* Provided entries *

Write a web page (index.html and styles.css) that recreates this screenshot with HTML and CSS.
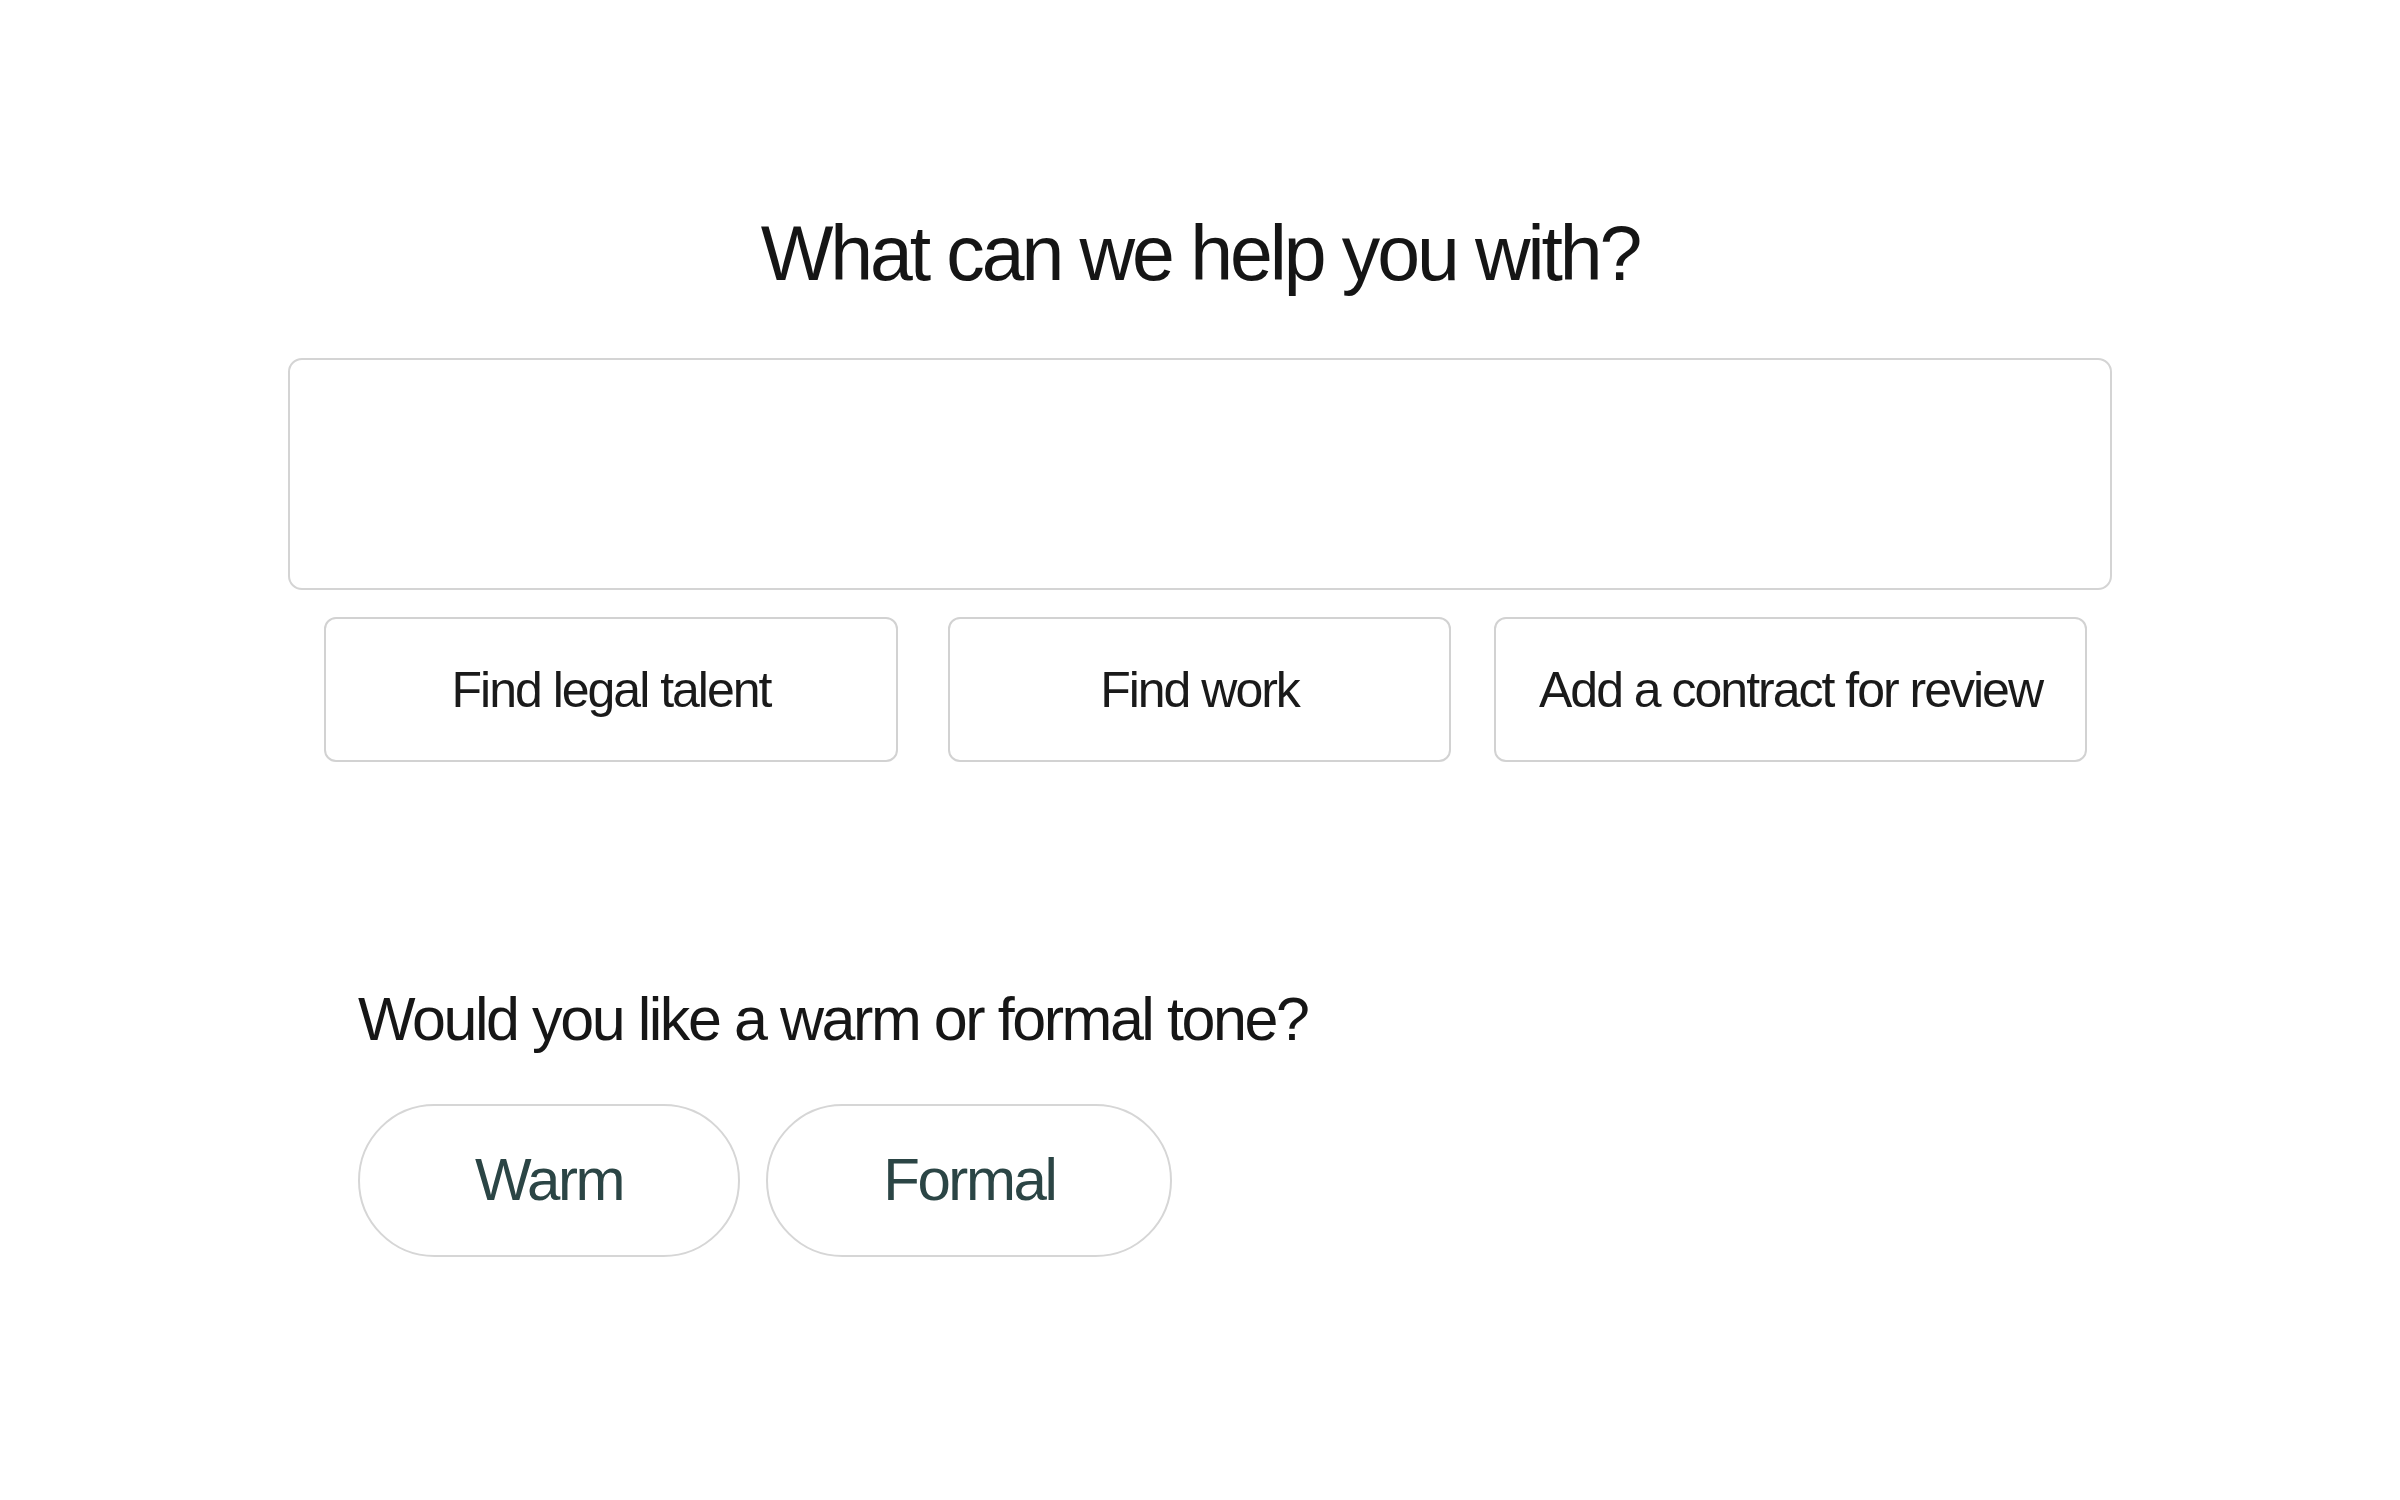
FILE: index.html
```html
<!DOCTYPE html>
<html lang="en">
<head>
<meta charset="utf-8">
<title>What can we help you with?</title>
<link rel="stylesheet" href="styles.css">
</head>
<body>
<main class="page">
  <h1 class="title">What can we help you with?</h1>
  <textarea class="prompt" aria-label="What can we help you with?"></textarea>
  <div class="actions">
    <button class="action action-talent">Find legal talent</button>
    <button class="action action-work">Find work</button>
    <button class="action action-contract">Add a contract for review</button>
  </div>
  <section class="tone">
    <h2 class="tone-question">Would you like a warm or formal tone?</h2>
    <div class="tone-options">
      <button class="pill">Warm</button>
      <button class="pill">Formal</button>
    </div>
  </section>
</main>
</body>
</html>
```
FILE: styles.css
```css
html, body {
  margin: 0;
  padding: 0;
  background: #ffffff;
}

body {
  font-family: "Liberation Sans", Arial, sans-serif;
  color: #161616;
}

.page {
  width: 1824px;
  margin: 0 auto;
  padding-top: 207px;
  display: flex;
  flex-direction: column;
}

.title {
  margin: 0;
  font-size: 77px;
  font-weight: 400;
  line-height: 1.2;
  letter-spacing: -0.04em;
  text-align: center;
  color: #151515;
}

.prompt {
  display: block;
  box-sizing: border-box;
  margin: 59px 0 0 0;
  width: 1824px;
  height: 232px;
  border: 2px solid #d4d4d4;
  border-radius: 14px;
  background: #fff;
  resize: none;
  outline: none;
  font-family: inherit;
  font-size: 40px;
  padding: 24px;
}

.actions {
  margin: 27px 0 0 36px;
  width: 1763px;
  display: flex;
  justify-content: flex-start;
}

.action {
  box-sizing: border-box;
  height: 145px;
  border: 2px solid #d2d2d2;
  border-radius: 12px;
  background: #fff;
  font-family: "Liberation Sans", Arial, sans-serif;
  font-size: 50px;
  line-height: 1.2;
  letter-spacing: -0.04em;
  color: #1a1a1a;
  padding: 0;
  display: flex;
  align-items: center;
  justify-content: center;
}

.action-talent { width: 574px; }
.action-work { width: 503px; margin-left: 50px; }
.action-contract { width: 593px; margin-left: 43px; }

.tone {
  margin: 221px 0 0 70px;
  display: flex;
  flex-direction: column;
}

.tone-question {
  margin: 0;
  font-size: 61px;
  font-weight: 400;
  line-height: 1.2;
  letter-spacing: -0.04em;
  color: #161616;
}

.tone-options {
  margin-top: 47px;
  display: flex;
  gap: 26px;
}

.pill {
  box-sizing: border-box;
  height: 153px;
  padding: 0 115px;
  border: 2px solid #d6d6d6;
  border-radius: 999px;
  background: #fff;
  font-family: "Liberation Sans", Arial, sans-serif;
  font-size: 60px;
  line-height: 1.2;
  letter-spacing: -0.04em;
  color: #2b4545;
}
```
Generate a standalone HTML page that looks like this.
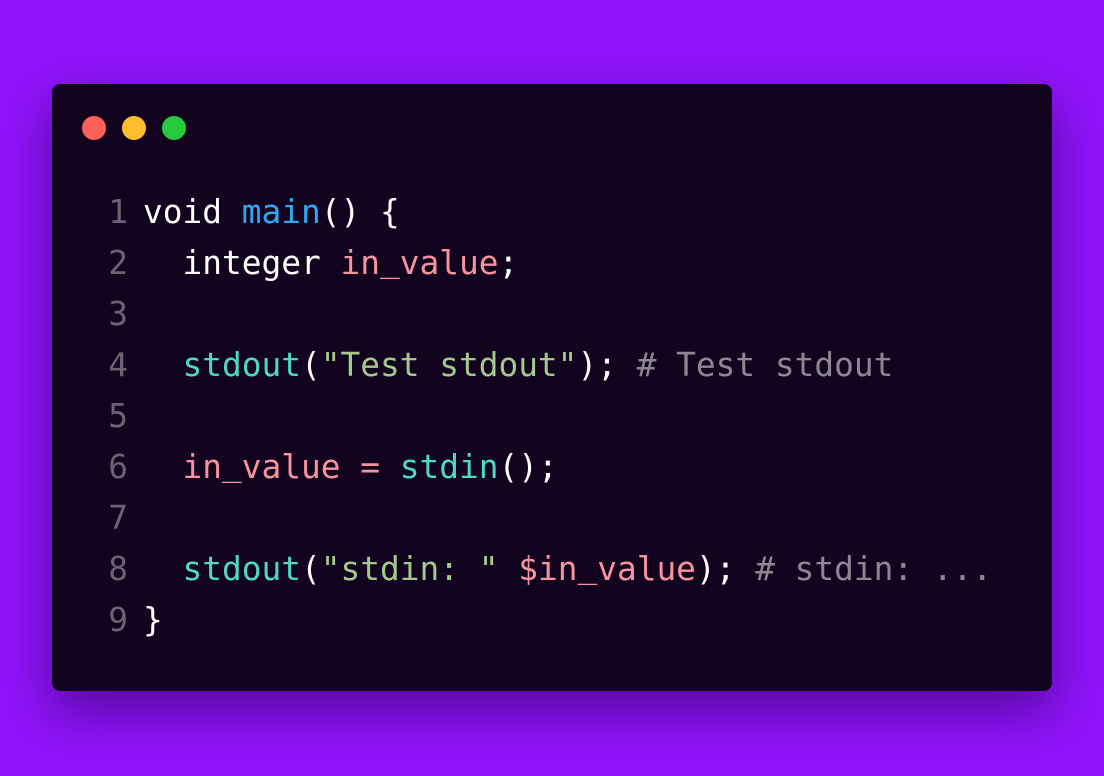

* Exercise description *
Repeat the material above in full and exactly, omitting the pictures.

* Response *
Write a web page (index.html and styles.css) that recreates this screenshot with HTML and CSS.
FILE: index.html
```html
<!DOCTYPE html>
<html lang="en">
<head>
<meta charset="utf-8">
<title>What can we help you with?</title>
<link rel="stylesheet" href="styles.css">
</head>
<body>
<main class="page">
  <h1 class="title">What can we help you with?</h1>
  <textarea class="prompt" aria-label="What can we help you with?"></textarea>
  <div class="actions">
    <button class="action action-talent">Find legal talent</button>
    <button class="action action-work">Find work</button>
    <button class="action action-contract">Add a contract for review</button>
  </div>
  <section class="tone">
    <h2 class="tone-question">Would you like a warm or formal tone?</h2>
    <div class="tone-options">
      <button class="pill">Warm</button>
      <button class="pill">Formal</button>
    </div>
  </section>
</main>
</body>
</html>
```
FILE: styles.css
```css
html, body {
  margin: 0;
  padding: 0;
  background: #ffffff;
}

body {
  font-family: "Liberation Sans", Arial, sans-serif;
  color: #161616;
}

.page {
  width: 1824px;
  margin: 0 auto;
  padding-top: 207px;
  display: flex;
  flex-direction: column;
}

.title {
  margin: 0;
  font-size: 77px;
  font-weight: 400;
  line-height: 1.2;
  letter-spacing: -0.04em;
  text-align: center;
  color: #151515;
}

.prompt {
  display: block;
  box-sizing: border-box;
  margin: 59px 0 0 0;
  width: 1824px;
  height: 232px;
  border: 2px solid #d4d4d4;
  border-radius: 14px;
  background: #fff;
  resize: none;
  outline: none;
  font-family: inherit;
  font-size: 40px;
  padding: 24px;
}

.actions {
  margin: 27px 0 0 36px;
  width: 1763px;
  display: flex;
  justify-content: flex-start;
}

.action {
  box-sizing: border-box;
  height: 145px;
  border: 2px solid #d2d2d2;
  border-radius: 12px;
  background: #fff;
  font-family: "Liberation Sans", Arial, sans-serif;
  font-size: 50px;
  line-height: 1.2;
  letter-spacing: -0.04em;
  color: #1a1a1a;
  padding: 0;
  display: flex;
  align-items: center;
  justify-content: center;
}

.action-talent { width: 574px; }
.action-work { width: 503px; margin-left: 50px; }
.action-contract { width: 593px; margin-left: 43px; }

.tone {
  margin: 221px 0 0 70px;
  display: flex;
  flex-direction: column;
}

.tone-question {
  margin: 0;
  font-size: 61px;
  font-weight: 400;
  line-height: 1.2;
  letter-spacing: -0.04em;
  color: #161616;
}

.tone-options {
  margin-top: 47px;
  display: flex;
  gap: 26px;
}

.pill {
  box-sizing: border-box;
  height: 153px;
  padding: 0 115px;
  border: 2px solid #d6d6d6;
  border-radius: 999px;
  background: #fff;
  font-family: "Liberation Sans", Arial, sans-serif;
  font-size: 60px;
  line-height: 1.2;
  letter-spacing: -0.04em;
  color: #2b4545;
}
```
Generate a standalone HTML page that looks like this.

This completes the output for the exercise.